Musical dynamics form a core part of expressive singing voice performances. However, automatic analysis of musical dynamics for singing voice has received limited attention partly due to the scarcity of suitable datasets and a lack of clear evaluation frameworks. To address this challenge, we propose a methodology for dataset curation. Employing the proposed methodology, we compile a dataset comprising 509 musical dynamics annotated singing voice performances, aligned with 163 score files, leveraging state-of-the-art source separation and alignment techniques. The scores are sourced from the OpenScore Lieder corpus of romantic-era compositions, widely known for its wealth of expressive annotations.
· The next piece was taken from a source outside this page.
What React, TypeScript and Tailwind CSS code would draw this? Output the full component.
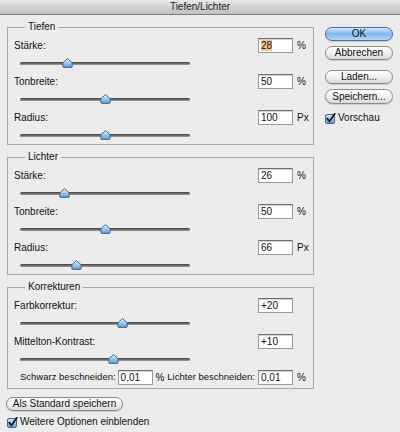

Utilizing the curated dataset, we train a multi-head attention based CNN model with varying window sizes to evaluate the effectiveness of estimating musical dynamics. We explored two distinct perceptually motivated input representations for the model training: log-Mel spectrum and bark-scale based features. For testing, we manually curate another dataset of 25 musical dynamics annotated performances in collaboration with a professional vocalist. We conclude through our experiments that bark-scale based features outperform log-Mel-features for the task of singing voice dynamics prediction. The dataset along with the code is shared publicly for further research on the topic.

Figures (6)

• Figure 1: Data Preparation Pipeline: Corresponding to the Lieder scores from OpenScore Lieder Corpus, we apply Vocal Separation followed by Automatic Alignment. Finally, we validate the aligned score-performance data using Visualizations
• Figure 2: Example visualization after automatic alignment on "The Shepherds Song" by Edward Elgar; For each sub-figure: red dots represent f0 using crepe, black dots represent note-information from the score (top), audio waveform (middle), dynamics information from the aligned score after automatic alignment (bottom)
• Figure 3: Dynamics Distribution across Train and Test Performances
• Figure 4: Model input and outputs for the log-Mel spectrum features. log-Mel-spectrogram (top), annotated labels by musician(middle), model estimates (bottom)
• Figure 5: Model input and outputs for the bark based features: bark-critical-bands (top), annotated labels by musician (middle), model estimates (bottom)